§ GIVEN EXERCISE
Can you output the material exactly as written, minus any pictures it holds?

§ INFORMATION SHOWN
────

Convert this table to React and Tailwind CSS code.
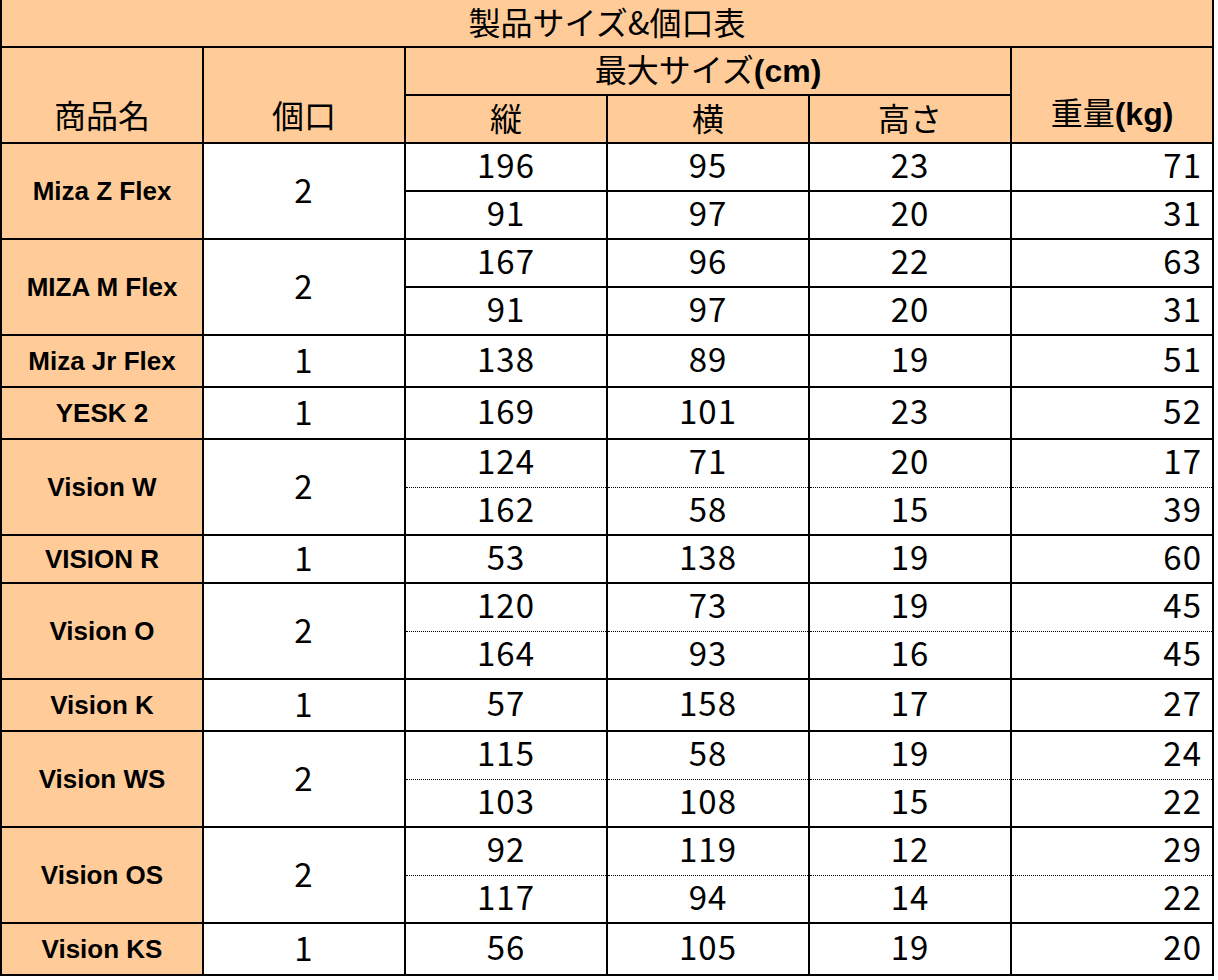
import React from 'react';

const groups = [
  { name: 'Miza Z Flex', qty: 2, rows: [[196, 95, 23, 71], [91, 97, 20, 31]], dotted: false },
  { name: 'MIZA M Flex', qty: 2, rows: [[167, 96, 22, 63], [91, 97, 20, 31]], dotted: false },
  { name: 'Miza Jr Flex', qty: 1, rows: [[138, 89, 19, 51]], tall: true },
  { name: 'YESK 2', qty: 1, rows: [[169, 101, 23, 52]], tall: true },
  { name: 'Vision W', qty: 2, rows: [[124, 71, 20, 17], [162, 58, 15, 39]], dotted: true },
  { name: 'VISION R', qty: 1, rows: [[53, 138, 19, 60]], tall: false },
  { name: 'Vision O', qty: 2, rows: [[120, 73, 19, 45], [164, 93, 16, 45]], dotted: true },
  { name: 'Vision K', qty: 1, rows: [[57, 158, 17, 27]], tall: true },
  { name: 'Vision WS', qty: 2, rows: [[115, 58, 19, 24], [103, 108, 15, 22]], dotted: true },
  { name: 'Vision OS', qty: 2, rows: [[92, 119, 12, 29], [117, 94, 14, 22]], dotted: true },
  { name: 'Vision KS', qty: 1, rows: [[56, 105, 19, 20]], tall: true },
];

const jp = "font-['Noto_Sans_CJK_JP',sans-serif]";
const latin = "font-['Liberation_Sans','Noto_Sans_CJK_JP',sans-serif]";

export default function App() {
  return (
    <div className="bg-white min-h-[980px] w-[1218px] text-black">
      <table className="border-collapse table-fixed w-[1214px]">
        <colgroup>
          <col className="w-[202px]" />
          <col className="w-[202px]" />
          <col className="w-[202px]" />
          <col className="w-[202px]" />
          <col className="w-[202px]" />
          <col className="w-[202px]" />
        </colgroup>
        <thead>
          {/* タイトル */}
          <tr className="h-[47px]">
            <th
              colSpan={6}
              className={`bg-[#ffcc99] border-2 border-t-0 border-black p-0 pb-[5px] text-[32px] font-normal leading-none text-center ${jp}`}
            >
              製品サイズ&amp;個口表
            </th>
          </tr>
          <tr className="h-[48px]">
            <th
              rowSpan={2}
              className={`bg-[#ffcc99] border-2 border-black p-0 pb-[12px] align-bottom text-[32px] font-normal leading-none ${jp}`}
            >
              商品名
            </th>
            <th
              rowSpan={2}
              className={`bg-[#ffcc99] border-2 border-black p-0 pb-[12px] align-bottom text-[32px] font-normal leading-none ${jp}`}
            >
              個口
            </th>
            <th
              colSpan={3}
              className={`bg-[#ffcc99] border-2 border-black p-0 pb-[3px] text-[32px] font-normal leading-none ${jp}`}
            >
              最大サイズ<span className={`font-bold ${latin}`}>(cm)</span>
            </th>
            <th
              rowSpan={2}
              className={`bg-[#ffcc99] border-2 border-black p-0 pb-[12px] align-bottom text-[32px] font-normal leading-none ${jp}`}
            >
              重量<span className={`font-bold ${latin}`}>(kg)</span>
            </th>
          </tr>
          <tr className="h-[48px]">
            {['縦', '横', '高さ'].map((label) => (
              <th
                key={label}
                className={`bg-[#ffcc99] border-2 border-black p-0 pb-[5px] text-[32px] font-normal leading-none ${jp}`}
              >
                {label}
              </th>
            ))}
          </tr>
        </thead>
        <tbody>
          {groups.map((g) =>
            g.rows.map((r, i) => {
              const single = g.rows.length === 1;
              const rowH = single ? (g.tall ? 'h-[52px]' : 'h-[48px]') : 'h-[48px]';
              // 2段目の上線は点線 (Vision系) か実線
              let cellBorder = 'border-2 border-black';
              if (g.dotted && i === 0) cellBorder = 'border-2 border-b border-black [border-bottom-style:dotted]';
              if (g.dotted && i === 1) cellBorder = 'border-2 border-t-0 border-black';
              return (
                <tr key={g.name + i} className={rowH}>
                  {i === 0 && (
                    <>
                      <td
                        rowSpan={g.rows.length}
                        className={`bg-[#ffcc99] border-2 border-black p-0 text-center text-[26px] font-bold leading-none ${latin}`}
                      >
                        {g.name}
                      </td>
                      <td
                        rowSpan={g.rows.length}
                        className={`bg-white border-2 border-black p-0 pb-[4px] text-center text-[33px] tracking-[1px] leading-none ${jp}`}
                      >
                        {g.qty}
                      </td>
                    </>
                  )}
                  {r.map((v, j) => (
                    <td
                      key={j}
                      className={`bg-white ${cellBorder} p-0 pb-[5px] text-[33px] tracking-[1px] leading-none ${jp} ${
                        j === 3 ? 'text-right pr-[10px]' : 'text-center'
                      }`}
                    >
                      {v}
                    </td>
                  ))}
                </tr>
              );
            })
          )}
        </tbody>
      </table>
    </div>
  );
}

────

§ OUTPUT FOR THIS TASK
Convert this table to React and Tailwind CSS code.
import React from 'react';

const groups = [
  { name: 'Miza Z Flex', qty: 2, rows: [[196, 95, 23, 71], [91, 97, 20, 31]], dotted: false },
  { name: 'MIZA M Flex', qty: 2, rows: [[167, 96, 22, 63], [91, 97, 20, 31]], dotted: false },
  { name: 'Miza Jr Flex', qty: 1, rows: [[138, 89, 19, 51]], tall: true },
  { name: 'YESK 2', qty: 1, rows: [[169, 101, 23, 52]], tall: true },
  { name: 'Vision W', qty: 2, rows: [[124, 71, 20, 17], [162, 58, 15, 39]], dotted: true },
  { name: 'VISION R', qty: 1, rows: [[53, 138, 19, 60]], tall: false },
  { name: 'Vision O', qty: 2, rows: [[120, 73, 19, 45], [164, 93, 16, 45]], dotted: true },
  { name: 'Vision K', qty: 1, rows: [[57, 158, 17, 27]], tall: true },
  { name: 'Vision WS', qty: 2, rows: [[115, 58, 19, 24], [103, 108, 15, 22]], dotted: true },
  { name: 'Vision OS', qty: 2, rows: [[92, 119, 12, 29], [117, 94, 14, 22]], dotted: true },
  { name: 'Vision KS', qty: 1, rows: [[56, 105, 19, 20]], tall: true },
];

const jp = "font-['Noto_Sans_CJK_JP',sans-serif]";
const latin = "font-['Liberation_Sans','Noto_Sans_CJK_JP',sans-serif]";

export default function App() {
  return (
    <div className="bg-white min-h-[980px] w-[1218px] text-black">
      <table className="border-collapse table-fixed w-[1214px]">
        <colgroup>
          <col className="w-[202px]" />
          <col className="w-[202px]" />
          <col className="w-[202px]" />
          <col className="w-[202px]" />
          <col className="w-[202px]" />
          <col className="w-[202px]" />
        </colgroup>
        <thead>
          {/* タイトル */}
          <tr className="h-[47px]">
            <th
              colSpan={6}
              className={`bg-[#ffcc99] border-2 border-t-0 border-black p-0 pb-[5px] text-[32px] font-normal leading-none text-center ${jp}`}
            >
              製品サイズ&amp;個口表
            </th>
          </tr>
          <tr className="h-[48px]">
            <th
              rowSpan={2}
              className={`bg-[#ffcc99] border-2 border-black p-0 pb-[12px] align-bottom text-[32px] font-normal leading-none ${jp}`}
            >
              商品名
            </th>
            <th
              rowSpan={2}
              className={`bg-[#ffcc99] border-2 border-black p-0 pb-[12px] align-bottom text-[32px] font-normal leading-none ${jp}`}
            >
              個口
            </th>
            <th
              colSpan={3}
              className={`bg-[#ffcc99] border-2 border-black p-0 pb-[3px] text-[32px] font-normal leading-none ${jp}`}
            >
              最大サイズ<span className={`font-bold ${latin}`}>(cm)</span>
            </th>
            <th
              rowSpan={2}
              className={`bg-[#ffcc99] border-2 border-black p-0 pb-[12px] align-bottom text-[32px] font-normal leading-none ${jp}`}
            >
              重量<span className={`font-bold ${latin}`}>(kg)</span>
            </th>
          </tr>
          <tr className="h-[48px]">
            {['縦', '横', '高さ'].map((label) => (
              <th
                key={label}
                className={`bg-[#ffcc99] border-2 border-black p-0 pb-[5px] text-[32px] font-normal leading-none ${jp}`}
              >
                {label}
              </th>
            ))}
          </tr>
        </thead>
        <tbody>
          {groups.map((g) =>
            g.rows.map((r, i) => {
              const single = g.rows.length === 1;
              const rowH = single ? (g.tall ? 'h-[52px]' : 'h-[48px]') : 'h-[48px]';
              // 2段目の上線は点線 (Vision系) か実線
              let cellBorder = 'border-2 border-black';
              if (g.dotted && i === 0) cellBorder = 'border-2 border-b border-black [border-bottom-style:dotted]';
              if (g.dotted && i === 1) cellBorder = 'border-2 border-t-0 border-black';
              return (
                <tr key={g.name + i} className={rowH}>
                  {i === 0 && (
                    <>
                      <td
                        rowSpan={g.rows.length}
                        className={`bg-[#ffcc99] border-2 border-black p-0 text-center text-[26px] font-bold leading-none ${latin}`}
                      >
                        {g.name}
                      </td>
                      <td
                        rowSpan={g.rows.length}
                        className={`bg-white border-2 border-black p-0 pb-[4px] text-center text-[33px] tracking-[1px] leading-none ${jp}`}
                      >
                        {g.qty}
                      </td>
                    </>
                  )}
                  {r.map((v, j) => (
                    <td
                      key={j}
                      className={`bg-white ${cellBorder} p-0 pb-[5px] text-[33px] tracking-[1px] leading-none ${jp} ${
                        j === 3 ? 'text-right pr-[10px]' : 'text-center'
                      }`}
                    >
                      {v}
                    </td>
                  ))}
                </tr>
              );
            })
          )}
        </tbody>
      </table>
    </div>
  );
}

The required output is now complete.